Are these the real deal? Those are real.
In addition to that, there were six Virginia banks that had their assets travel with the treasury south.
The confederate treasury amounted to $500,000 in 1865.
That's about $10 million today.
And the Virginia bank assets worked out to over $9 million today.
That meant Davis had over $19 million.
He knew it.
He had more than enough to finance a new army.
So secrecy about hiding that money was enormous to him.
But come on -- it is tough to keep a good secret.
And that's why they always have a way of getting out.
The treasury and gold first stopped at danville, and we paid out for worthless paper money.
Now, on the 6th, that treasury moved south and was counted for the first time.
There's $200,000 missing, and it's probably these Mexican silver dollars that was in the 39 kegs, which you're holding in your hand.
Where exactly did it go missing? Well, not anybody really knows where it is.
In fact, that's one of the legends of danville is that maybe it's been buried in a cemetery.
But it hasn't been adequately accounted for.
But danville's not the only place that money went missing.
Rebel gold vanished all across the south, including a little town called Washington, Georgia, where the train stopped.
And it was robbed at midnight, reportedly by 20 people on horseback.
[ Chuckles .]
They broke into the 40 kegs, and $251,000 was missing.
What they did with it and where it went, no one has been able to decode, if you will.
Good luck.
In order to track it down, we need to now divide and conquer.
Scott's headed to Georgia, while buddy and Mac are headed off to danville, Virginia, to meet Bob brewer.
Brewer's been searching for rebel gold for 30 years and found about $200,000 in today's dollars.
So he's not just some nut with a metal detector and too much time on his hands.
Bob is the real deal.
And Bob's also got a personal connection to one of the great untold stories of history -- the knights of the golden circle.
Do you feel like a yankee in confederate country?
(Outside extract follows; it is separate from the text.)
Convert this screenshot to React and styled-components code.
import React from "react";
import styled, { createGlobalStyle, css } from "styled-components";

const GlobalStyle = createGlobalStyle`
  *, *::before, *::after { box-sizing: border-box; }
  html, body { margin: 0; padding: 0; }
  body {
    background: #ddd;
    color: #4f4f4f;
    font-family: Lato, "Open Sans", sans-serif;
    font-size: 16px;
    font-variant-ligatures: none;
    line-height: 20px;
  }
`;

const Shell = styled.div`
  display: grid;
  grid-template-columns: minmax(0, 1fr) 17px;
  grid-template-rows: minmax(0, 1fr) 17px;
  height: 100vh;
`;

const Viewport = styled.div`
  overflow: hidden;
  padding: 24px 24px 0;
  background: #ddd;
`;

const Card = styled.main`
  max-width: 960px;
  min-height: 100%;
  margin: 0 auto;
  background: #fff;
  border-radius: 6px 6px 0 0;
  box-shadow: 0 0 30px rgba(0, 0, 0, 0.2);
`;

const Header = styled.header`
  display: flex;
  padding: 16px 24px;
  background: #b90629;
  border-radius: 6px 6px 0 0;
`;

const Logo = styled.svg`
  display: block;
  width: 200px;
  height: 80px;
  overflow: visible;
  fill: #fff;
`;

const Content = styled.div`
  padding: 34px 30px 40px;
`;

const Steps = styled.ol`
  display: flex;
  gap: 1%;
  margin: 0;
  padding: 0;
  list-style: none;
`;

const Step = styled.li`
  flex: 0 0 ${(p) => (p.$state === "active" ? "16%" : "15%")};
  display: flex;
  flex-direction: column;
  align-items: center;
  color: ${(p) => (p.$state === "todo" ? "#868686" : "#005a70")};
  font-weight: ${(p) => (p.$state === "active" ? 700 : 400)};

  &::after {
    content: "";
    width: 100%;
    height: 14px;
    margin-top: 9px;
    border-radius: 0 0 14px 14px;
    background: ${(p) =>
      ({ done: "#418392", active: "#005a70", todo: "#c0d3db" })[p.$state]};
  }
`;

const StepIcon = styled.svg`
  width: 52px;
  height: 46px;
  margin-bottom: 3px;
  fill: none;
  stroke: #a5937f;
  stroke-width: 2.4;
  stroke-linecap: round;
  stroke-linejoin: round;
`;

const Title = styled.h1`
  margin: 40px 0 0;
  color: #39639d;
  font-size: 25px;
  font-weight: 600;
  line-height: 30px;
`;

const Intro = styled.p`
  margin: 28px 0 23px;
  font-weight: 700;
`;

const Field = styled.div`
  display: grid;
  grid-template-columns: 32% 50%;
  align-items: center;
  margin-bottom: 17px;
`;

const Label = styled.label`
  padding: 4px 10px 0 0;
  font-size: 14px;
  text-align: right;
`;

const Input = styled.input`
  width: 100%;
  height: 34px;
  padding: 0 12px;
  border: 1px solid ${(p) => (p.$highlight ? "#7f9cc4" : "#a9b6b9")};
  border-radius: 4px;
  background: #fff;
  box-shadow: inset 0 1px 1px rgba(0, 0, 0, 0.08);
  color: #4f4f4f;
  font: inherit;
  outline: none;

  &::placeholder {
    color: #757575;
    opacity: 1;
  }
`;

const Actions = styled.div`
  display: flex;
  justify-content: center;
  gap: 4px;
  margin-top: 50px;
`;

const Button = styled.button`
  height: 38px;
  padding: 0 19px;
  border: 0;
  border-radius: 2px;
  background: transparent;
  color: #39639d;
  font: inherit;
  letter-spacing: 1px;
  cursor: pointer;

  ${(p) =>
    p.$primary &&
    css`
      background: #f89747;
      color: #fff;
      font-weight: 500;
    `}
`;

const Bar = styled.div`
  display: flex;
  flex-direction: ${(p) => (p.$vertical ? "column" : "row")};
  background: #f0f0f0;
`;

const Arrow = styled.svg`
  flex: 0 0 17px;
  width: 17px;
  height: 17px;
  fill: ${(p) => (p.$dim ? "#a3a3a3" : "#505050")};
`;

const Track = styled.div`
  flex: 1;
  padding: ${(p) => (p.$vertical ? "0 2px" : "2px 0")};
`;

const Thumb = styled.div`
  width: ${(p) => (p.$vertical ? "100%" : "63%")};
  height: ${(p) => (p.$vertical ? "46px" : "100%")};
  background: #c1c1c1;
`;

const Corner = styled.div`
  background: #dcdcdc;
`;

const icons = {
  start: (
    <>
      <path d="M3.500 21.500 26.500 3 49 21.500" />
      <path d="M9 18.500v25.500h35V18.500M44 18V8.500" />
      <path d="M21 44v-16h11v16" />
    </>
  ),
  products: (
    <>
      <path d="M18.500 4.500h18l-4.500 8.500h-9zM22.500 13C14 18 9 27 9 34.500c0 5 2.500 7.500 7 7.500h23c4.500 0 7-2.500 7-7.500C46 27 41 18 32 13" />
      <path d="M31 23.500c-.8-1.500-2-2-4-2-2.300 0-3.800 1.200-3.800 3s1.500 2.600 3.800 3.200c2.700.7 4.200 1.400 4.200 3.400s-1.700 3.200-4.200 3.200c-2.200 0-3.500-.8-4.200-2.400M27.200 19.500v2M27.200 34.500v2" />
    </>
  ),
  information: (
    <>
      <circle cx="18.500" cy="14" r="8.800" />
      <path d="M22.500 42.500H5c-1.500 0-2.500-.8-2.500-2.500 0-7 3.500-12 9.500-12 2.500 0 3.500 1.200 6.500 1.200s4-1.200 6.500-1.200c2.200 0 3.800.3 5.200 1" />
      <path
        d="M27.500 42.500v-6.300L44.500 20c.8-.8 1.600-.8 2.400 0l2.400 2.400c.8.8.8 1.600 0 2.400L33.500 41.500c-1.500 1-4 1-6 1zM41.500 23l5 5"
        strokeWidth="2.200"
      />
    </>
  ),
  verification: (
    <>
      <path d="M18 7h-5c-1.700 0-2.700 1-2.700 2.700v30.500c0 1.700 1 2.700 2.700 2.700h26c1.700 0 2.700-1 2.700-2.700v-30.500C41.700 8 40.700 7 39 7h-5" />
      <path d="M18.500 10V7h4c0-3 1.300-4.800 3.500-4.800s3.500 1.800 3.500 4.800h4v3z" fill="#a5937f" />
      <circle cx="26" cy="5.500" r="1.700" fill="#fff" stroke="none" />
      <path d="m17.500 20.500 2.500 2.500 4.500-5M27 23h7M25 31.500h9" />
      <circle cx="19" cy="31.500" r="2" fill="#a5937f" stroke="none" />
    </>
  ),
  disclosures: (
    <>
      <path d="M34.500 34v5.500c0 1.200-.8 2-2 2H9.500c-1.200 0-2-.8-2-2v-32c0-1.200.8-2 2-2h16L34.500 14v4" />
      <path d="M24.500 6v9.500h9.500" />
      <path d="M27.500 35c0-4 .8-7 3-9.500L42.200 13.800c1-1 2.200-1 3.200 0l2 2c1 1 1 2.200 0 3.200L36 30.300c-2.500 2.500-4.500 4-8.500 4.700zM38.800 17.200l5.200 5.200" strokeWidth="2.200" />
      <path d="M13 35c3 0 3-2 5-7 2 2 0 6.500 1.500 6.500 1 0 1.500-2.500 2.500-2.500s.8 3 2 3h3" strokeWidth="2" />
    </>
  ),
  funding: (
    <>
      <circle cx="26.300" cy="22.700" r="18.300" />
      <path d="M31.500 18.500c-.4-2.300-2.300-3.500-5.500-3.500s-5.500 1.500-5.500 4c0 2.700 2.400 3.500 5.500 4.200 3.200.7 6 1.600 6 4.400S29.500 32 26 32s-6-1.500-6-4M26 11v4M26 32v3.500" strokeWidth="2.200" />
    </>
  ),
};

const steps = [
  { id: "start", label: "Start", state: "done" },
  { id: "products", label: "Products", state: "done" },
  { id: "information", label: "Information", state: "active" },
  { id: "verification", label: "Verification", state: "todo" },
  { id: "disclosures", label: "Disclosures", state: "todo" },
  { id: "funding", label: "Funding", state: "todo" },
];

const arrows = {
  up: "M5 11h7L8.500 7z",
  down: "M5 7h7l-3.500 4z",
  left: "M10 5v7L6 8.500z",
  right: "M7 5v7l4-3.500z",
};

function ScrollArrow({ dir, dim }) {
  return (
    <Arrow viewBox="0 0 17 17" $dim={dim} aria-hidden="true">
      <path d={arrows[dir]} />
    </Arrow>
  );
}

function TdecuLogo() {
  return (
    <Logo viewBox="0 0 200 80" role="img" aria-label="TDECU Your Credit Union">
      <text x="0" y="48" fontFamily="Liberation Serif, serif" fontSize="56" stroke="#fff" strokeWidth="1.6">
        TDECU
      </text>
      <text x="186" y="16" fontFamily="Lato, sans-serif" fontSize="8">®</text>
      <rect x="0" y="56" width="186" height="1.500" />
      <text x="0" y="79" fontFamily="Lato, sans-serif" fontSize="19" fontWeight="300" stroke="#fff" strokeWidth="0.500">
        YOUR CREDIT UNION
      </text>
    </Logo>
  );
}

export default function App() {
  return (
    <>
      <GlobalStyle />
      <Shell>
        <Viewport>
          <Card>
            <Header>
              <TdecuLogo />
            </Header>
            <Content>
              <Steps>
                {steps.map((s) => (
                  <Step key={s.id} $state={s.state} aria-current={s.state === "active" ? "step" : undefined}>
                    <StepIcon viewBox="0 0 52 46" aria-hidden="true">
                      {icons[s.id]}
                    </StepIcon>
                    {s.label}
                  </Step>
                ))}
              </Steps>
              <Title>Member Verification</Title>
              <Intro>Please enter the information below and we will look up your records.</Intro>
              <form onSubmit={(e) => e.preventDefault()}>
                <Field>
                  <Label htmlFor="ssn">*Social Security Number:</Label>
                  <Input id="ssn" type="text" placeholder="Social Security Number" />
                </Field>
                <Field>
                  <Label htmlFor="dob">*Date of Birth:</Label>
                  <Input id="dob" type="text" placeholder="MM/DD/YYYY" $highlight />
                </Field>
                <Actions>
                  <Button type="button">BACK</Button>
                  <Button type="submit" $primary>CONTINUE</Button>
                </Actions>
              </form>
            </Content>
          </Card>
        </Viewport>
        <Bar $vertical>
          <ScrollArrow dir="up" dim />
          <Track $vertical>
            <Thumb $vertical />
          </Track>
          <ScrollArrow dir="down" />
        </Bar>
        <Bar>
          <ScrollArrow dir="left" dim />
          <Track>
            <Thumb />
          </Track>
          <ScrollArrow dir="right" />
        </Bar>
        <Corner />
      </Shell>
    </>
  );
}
Yeah, I wonder how much he is willing to talk about it, because if his family and the sentinels before him protected it, is there some kind of disloyalty in talking about it? The secretive knights of the golden circle were controversial.
They grew out of an attempt in the 1850s to claim Mexico's yucatán peninsula as part of the United States.
When that failed, the movement changed its mission to upholding slavery in whatever new territory the u.
S.
Acquired as it expanded west of the Mississippi.
If that led to breaking up the union, the kgc was all for it.
Members had to swear they would bar anyone who wasn't a moral and upstanding white male.
The group's real power was hard to gauge, because it existed in the shadows.
But at the height of the war, rumors spread that the kgc had penetrated the entire union.
Pennsylvania was said to be overrun with kgc members who were plotting to overthrow the government, capture Washington, D.
C.
, then kidnap president Abraham Lincoln and cut off his head.
The kgc did have sympathizers in the north, but the group's true sphere of influence, its real power base, was south of the Mason-Dixon line.
I'm McKinley.
Hey, how do you do, McKinley? Bob brewer.
For background on Bob, he grew up in Arkansas, near hatfield.
This is where Bob's connection to the money began.
When he was a boy, he began to notice these strange symbols that were carved into nearby trees.
His grandfather and uncle seemed to know how to interpret those signs.
This has all the makings of a great ghost story.
And Bob was sure that, one day, they'd teach him also.
They never did.
Bob later became convinced that both his grandfather and his uncle were kgc sentinels.
And he resolved to break the code that marked their treasure.
It is a complete language by itself.
I, of course, was raised right in the middle of one of these big kgc depositories.
And it took you how long to be able to read a map and read the signs like this? I like to say it was about 12 pairs of boots.
[ Laughs .]
12 pairs of boots.
A little warning here.
Bob's system for interpreting the signs -- it is complicated.
But the bare bones of it is this -- each sign suggests a distance or a heading that leads to the next sign.
So Bob draws a line from sign to sign on a topographical map of the area, and when the lines intersect, when they cross, he'll either find treasure, or he'll find another sign that will lead him to the next clue.
Not very often, but once in a while, you would dig up something that would contribute to the family income.
Wow.
These things were worth some money, right? The gold coins are worth considerable money now.
Gold is $1,200 an ounce, you know? And it's not about finding the money for you.
Well, it used to be.
When I first started, I knew the money was there, because I was told when I was a kid.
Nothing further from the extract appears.